Pecan Pie in Almond Paste Crust

SERVES:   COOK TIME: 45 minutes  TOTAL TIME: 1 hour, 15 minutes


3 eggs
1 3⁄4 cup sugar
1 1⁄4 cup chopped pecans
1⁄4 cup dark corn syrup
1⁄4 cup butter (chopped into small chunks)
1 tablespoon water
2 teaspoon cornstarch
1 teaspoon vanilla extract
1⁄4 teaspoon salt
1 (8 oz.) Solo Almond Paste


Pie Instructions -- Preheat your oven to 350 degrees. Combine the sugar, butter, water, corn syrup, and cornstarch in a medium saucepan. Remove from heat once mixture reaches a full boil. Mix eggs, put small scoop of cooked mixture into eggs to temper. Then slowly beat egg mixture into the rest of the cooked mixture. Slowly stir in salt, vanilla, and pecans. Add layer of almond paste at the base of the store bought pie shell before adding the filling and then pour filling into pie shell. Bake for 45 to 50 minutes, or until filling is set.

Crust (Optional)

4 ounce Solo Almond Paste
2 1⁄2 cup unbleached flour
1 teaspoon sugar
1 teaspoon salt
2 sticks of unsalted butter (chopped)

Crust Instructions -- Mix flour, salt and sugar in a medium-sized mixing bowl. Slowly mix or blend in the cut-up butter until coarse. Add in 4 tablespoons ice water and use hands to knead until the dough comes together. Add in one tablespoon of extra water, as needed, as you go along.
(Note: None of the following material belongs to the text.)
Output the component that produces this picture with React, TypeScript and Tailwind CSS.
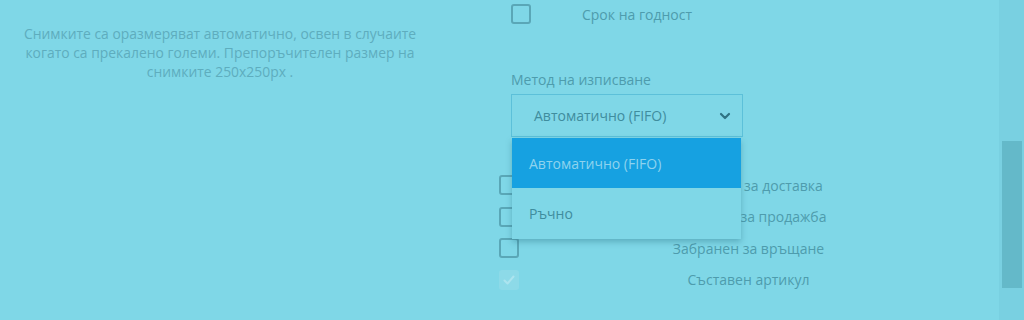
import React from "react";

const font = { fontFamily: '"Open Sans", "Noto Sans", sans-serif' };

const Box = ({ checked = false }: { checked?: boolean }) => {
	if (checked)
		return (
			<div className="w-5 h-5 shrink-0 rounded-[3px] bg-[#8ddae8] flex items-center justify-center">
				<svg width="14" height="14" viewBox="0 0 14 14" fill="none">
					<path d="M2.5 7.5l3 3 6-7" stroke="#ace4ef" strokeWidth="2" strokeLinecap="round" strokeLinejoin="round" />
				</svg>
			</div>
		);

	return <div className="w-5 h-5 shrink-0 rounded-[3px] border-2 border-[#5aa7b7]" />;
};

const CheckRow = ({ label, checked }: { label: string; checked?: boolean }) => {
	return (
		<div className="flex items-center h-[20px]">
			<Box checked={checked} />
			<div className="flex-1 text-center text-[14px] text-[#4e9cad] pl-[3px]">{label}</div>
		</div>
	);
};

const App = () => {
	return (
		<div className="w-[1024px] h-[320px] bg-[#7fd7e7] overflow-hidden flex" style={font}>
			<div className="w-[438px] shrink-0 pt-[24px] pl-[2px]">
				<p className="text-center text-[13.9px] leading-[19px] text-[#5eadbe]">
					Снимките са оразмеряват автоматично, освен в случаите
					<br />
					когато са прекалено големи. Препоръчителен размер на
					<br />
					снимките 250x250px .
				</p>
			</div>

			<div className="w-[61px] shrink-0" />

			<div className="w-[476px] shrink-0 pt-[4px]">
				<div className="pl-[12px] w-[244px]">
					<div className="flex items-center h-[20px]">
						<Box />
						<div className="flex-1 text-center text-[14px] text-[#4e9cad]">Срок на годност</div>
					</div>
				</div>

				<div className="pl-[12px] mt-[47px]">
					<div className="text-[14px] text-[#4e9cad] leading-[18px]">Метод на изписване</div>
					<div className="relative mt-[5px] w-[232px]">
						<div className="h-[43px] border border-[#5cc0d9] flex items-center pl-[22px] pr-[10px] text-[14px] text-[#3f8d9e]">
							<span className="flex-1">Автоматично (FIFO)</span>
							<svg width="14" height="14" viewBox="0 0 14 14" fill="none">
								<path d="M3 5l4 4 4-4" stroke="#2f7383" strokeWidth="2.2" strokeLinecap="round" strokeLinejoin="round" />
							</svg>
						</div>
						<div className="absolute left-[1px] top-[44px] w-[229px] z-10 bg-[#7fd7e7] shadow-[0_3px_6px_rgba(30,100,120,0.35)] text-[14px]">
							<div className="h-[50px] bg-[#16a1e1] flex items-center pl-[17px] text-[#8ed3ee]">Автоматично (FIFO)</div>
							<div className="h-[51px] flex items-center pl-[17px] text-[#3f8d9e]">Ръчно</div>
						</div>
					</div>
				</div>

				<div className="mt-[38px] flex flex-col gap-[11.5px]">
					<CheckRow label="Забранен за доставка" />
					<CheckRow label="Забранен за продажба" />
					<CheckRow label="Забранен за връщане" />
					<CheckRow label="Съставен артикул" checked />
				</div>
			</div>

			<div className="flex-1" />

			<div className="w-[25px] shrink-0 bg-[#79d0e1] flex flex-col pt-[141px] pl-[3px] pr-[2px]">
				<div className="h-[147px] bg-[#64b9c9]" />
			</div>
		</div>
	);
};

export default App;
Split the dough in half, and flatten the halves into disks. Wrap disks separately in plastic; refrigerate for 1 hour. Once dough has cooled, roll the pin over the crust with flour. You can then unroll the crust over your pie pan. Trim any excess and use your fingers to form the rim around the pie pan. Use extra dough for another pie if desired. Simply roll out almond paste on wax paper until flat. Line pie crust with thin layer of almond paste until entire base is covered. Trim any excess.